# DATA EXTRACT
**********
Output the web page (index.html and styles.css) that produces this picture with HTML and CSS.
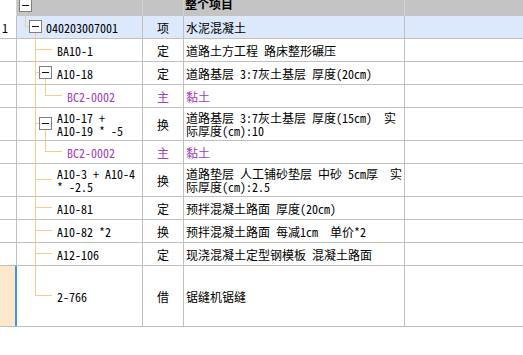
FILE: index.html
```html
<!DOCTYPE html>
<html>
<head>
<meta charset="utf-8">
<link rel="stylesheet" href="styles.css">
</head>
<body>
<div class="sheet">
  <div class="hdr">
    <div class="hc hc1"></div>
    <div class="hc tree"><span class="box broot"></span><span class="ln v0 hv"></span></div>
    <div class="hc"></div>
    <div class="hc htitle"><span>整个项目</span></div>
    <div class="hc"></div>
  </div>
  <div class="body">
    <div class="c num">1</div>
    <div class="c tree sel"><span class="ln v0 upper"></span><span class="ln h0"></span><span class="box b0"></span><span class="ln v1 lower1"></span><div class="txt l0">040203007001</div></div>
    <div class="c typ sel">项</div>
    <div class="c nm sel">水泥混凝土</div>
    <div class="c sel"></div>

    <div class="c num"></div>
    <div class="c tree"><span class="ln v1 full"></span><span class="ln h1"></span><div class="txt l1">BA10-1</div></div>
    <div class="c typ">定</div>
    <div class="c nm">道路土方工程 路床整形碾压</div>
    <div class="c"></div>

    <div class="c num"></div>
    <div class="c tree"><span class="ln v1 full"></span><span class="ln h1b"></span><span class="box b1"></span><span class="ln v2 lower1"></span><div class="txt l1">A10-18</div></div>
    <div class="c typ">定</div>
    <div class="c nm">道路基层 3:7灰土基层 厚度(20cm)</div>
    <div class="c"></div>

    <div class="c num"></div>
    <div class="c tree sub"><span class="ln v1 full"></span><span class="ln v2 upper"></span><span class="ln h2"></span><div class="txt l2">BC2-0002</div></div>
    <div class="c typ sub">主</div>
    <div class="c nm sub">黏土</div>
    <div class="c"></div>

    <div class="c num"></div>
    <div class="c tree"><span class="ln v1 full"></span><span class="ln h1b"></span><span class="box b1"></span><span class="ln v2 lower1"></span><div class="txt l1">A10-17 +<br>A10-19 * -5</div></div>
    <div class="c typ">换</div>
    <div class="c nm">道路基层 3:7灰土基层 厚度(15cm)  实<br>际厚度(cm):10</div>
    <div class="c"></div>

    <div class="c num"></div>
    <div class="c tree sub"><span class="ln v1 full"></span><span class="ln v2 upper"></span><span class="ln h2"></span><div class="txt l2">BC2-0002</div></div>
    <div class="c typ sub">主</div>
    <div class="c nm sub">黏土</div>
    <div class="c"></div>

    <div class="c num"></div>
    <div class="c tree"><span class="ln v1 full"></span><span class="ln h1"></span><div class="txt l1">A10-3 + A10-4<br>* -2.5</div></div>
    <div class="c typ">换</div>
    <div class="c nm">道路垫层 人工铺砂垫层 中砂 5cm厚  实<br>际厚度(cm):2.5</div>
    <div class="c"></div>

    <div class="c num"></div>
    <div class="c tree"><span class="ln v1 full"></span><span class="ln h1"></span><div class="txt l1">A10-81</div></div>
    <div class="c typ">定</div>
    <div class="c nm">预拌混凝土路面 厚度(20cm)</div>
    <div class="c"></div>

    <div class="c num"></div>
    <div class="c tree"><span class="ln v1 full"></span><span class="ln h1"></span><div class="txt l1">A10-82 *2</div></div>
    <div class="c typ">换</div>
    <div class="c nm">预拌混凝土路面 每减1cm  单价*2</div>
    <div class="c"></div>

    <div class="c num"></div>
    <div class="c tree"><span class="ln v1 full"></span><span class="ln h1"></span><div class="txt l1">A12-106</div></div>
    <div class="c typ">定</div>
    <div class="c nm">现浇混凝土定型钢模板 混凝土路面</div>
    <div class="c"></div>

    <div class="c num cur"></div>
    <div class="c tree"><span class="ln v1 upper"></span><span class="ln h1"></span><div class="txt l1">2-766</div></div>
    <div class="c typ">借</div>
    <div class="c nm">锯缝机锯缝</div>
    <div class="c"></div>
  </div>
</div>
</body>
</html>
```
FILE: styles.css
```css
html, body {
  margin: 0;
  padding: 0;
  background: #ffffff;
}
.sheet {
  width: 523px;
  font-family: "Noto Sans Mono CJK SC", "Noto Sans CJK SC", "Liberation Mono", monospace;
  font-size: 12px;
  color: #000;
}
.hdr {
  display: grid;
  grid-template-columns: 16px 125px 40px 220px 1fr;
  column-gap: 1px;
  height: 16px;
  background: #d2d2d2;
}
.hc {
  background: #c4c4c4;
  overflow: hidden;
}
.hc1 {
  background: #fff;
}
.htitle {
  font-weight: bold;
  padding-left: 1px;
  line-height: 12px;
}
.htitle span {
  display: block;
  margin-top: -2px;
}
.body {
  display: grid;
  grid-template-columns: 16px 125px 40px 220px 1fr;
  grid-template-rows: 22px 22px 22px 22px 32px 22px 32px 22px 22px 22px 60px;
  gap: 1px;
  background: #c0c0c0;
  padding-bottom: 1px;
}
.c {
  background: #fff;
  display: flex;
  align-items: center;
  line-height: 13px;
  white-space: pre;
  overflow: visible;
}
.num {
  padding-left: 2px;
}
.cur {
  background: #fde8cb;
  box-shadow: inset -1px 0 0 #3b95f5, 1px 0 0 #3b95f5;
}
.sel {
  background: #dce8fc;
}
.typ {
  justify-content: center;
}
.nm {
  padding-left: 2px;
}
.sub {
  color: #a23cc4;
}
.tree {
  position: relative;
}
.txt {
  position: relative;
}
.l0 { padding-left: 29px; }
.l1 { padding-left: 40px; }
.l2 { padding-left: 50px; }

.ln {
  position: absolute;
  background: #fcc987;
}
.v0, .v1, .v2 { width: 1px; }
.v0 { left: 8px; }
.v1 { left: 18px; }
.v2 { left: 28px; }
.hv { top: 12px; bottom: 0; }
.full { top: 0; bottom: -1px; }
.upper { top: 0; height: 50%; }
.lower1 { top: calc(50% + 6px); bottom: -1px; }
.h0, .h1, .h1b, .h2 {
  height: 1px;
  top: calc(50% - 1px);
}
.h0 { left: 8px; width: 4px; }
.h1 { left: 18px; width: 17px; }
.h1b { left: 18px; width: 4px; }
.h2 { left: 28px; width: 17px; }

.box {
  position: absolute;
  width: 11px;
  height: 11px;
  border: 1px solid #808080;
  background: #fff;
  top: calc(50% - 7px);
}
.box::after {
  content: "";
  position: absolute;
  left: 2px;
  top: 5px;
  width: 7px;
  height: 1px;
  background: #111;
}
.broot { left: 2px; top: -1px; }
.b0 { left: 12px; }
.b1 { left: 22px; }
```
**********
# TASK TO COMPLETE
Copy out all the data without changing anything, and drop the pictures.

# TASK SOLUTION
Output the web page (index.html and styles.css) that produces this picture with HTML and CSS.
FILE: index.html
```html
<!DOCTYPE html>
<html>
<head>
<meta charset="utf-8">
<link rel="stylesheet" href="styles.css">
</head>
<body>
<div class="sheet">
  <div class="hdr">
    <div class="hc hc1"></div>
    <div class="hc tree"><span class="box broot"></span><span class="ln v0 hv"></span></div>
    <div class="hc"></div>
    <div class="hc htitle"><span>整个项目</span></div>
    <div class="hc"></div>
  </div>
  <div class="body">
    <div class="c num">1</div>
    <div class="c tree sel"><span class="ln v0 upper"></span><span class="ln h0"></span><span class="box b0"></span><span class="ln v1 lower1"></span><div class="txt l0">040203007001</div></div>
    <div class="c typ sel">项</div>
    <div class="c nm sel">水泥混凝土</div>
    <div class="c sel"></div>

    <div class="c num"></div>
    <div class="c tree"><span class="ln v1 full"></span><span class="ln h1"></span><div class="txt l1">BA10-1</div></div>
    <div class="c typ">定</div>
    <div class="c nm">道路土方工程 路床整形碾压</div>
    <div class="c"></div>

    <div class="c num"></div>
    <div class="c tree"><span class="ln v1 full"></span><span class="ln h1b"></span><span class="box b1"></span><span class="ln v2 lower1"></span><div class="txt l1">A10-18</div></div>
    <div class="c typ">定</div>
    <div class="c nm">道路基层 3:7灰土基层 厚度(20cm)</div>
    <div class="c"></div>

    <div class="c num"></div>
    <div class="c tree sub"><span class="ln v1 full"></span><span class="ln v2 upper"></span><span class="ln h2"></span><div class="txt l2">BC2-0002</div></div>
    <div class="c typ sub">主</div>
    <div class="c nm sub">黏土</div>
    <div class="c"></div>

    <div class="c num"></div>
    <div class="c tree"><span class="ln v1 full"></span><span class="ln h1b"></span><span class="box b1"></span><span class="ln v2 lower1"></span><div class="txt l1">A10-17 +<br>A10-19 * -5</div></div>
    <div class="c typ">换</div>
    <div class="c nm">道路基层 3:7灰土基层 厚度(15cm)  实<br>际厚度(cm):10</div>
    <div class="c"></div>

    <div class="c num"></div>
    <div class="c tree sub"><span class="ln v1 full"></span><span class="ln v2 upper"></span><span class="ln h2"></span><div class="txt l2">BC2-0002</div></div>
    <div class="c typ sub">主</div>
    <div class="c nm sub">黏土</div>
    <div class="c"></div>

    <div class="c num"></div>
    <div class="c tree"><span class="ln v1 full"></span><span class="ln h1"></span><div class="txt l1">A10-3 + A10-4<br>* -2.5</div></div>
    <div class="c typ">换</div>
    <div class="c nm">道路垫层 人工铺砂垫层 中砂 5cm厚  实<br>际厚度(cm):2.5</div>
    <div class="c"></div>

    <div class="c num"></div>
    <div class="c tree"><span class="ln v1 full"></span><span class="ln h1"></span><div class="txt l1">A10-81</div></div>
    <div class="c typ">定</div>
    <div class="c nm">预拌混凝土路面 厚度(20cm)</div>
    <div class="c"></div>

    <div class="c num"></div>
    <div class="c tree"><span class="ln v1 full"></span><span class="ln h1"></span><div class="txt l1">A10-82 *2</div></div>
    <div class="c typ">换</div>
    <div class="c nm">预拌混凝土路面 每减1cm  单价*2</div>
    <div class="c"></div>

    <div class="c num"></div>
    <div class="c tree"><span class="ln v1 full"></span><span class="ln h1"></span><div class="txt l1">A12-106</div></div>
    <div class="c typ">定</div>
    <div class="c nm">现浇混凝土定型钢模板 混凝土路面</div>
    <div class="c"></div>

    <div class="c num cur"></div>
    <div class="c tree"><span class="ln v1 upper"></span><span class="ln h1"></span><div class="txt l1">2-766</div></div>
    <div class="c typ">借</div>
    <div class="c nm">锯缝机锯缝</div>
    <div class="c"></div>
  </div>
</div>
</body>
</html>
```
FILE: styles.css
```css
html, body {
  margin: 0;
  padding: 0;
  background: #ffffff;
}
.sheet {
  width: 523px;
  font-family: "Noto Sans Mono CJK SC", "Noto Sans CJK SC", "Liberation Mono", monospace;
  font-size: 12px;
  color: #000;
}
.hdr {
  display: grid;
  grid-template-columns: 16px 125px 40px 220px 1fr;
  column-gap: 1px;
  height: 16px;
  background: #d2d2d2;
}
.hc {
  background: #c4c4c4;
  overflow: hidden;
}
.hc1 {
  background: #fff;
}
.htitle {
  font-weight: bold;
  padding-left: 1px;
  line-height: 12px;
}
.htitle span {
  display: block;
  margin-top: -2px;
}
.body {
  display: grid;
  grid-template-columns: 16px 125px 40px 220px 1fr;
  grid-template-rows: 22px 22px 22px 22px 32px 22px 32px 22px 22px 22px 60px;
  gap: 1px;
  background: #c0c0c0;
  padding-bottom: 1px;
}
.c {
  background: #fff;
  display: flex;
  align-items: center;
  line-height: 13px;
  white-space: pre;
  overflow: visible;
}
.num {
  padding-left: 2px;
}
.cur {
  background: #fde8cb;
  box-shadow: inset -1px 0 0 #3b95f5, 1px 0 0 #3b95f5;
}
.sel {
  background: #dce8fc;
}
.typ {
  justify-content: center;
}
.nm {
  padding-left: 2px;
}
.sub {
  color: #a23cc4;
}
.tree {
  position: relative;
}
.txt {
  position: relative;
}
.l0 { padding-left: 29px; }
.l1 { padding-left: 40px; }
.l2 { padding-left: 50px; }

.ln {
  position: absolute;
  background: #fcc987;
}
.v0, .v1, .v2 { width: 1px; }
.v0 { left: 8px; }
.v1 { left: 18px; }
.v2 { left: 28px; }
.hv { top: 12px; bottom: 0; }
.full { top: 0; bottom: -1px; }
.upper { top: 0; height: 50%; }
.lower1 { top: calc(50% + 6px); bottom: -1px; }
.h0, .h1, .h1b, .h2 {
  height: 1px;
  top: calc(50% - 1px);
}
.h0 { left: 8px; width: 4px; }
.h1 { left: 18px; width: 17px; }
.h1b { left: 18px; width: 4px; }
.h2 { left: 28px; width: 17px; }

.box {
  position: absolute;
  width: 11px;
  height: 11px;
  border: 1px solid #808080;
  background: #fff;
  top: calc(50% - 7px);
}
.box::after {
  content: "";
  position: absolute;
  left: 2px;
  top: 5px;
  width: 7px;
  height: 1px;
  background: #111;
}
.broot { left: 2px; top: -1px; }
.b0 { left: 12px; }
.b1 { left: 22px; }
```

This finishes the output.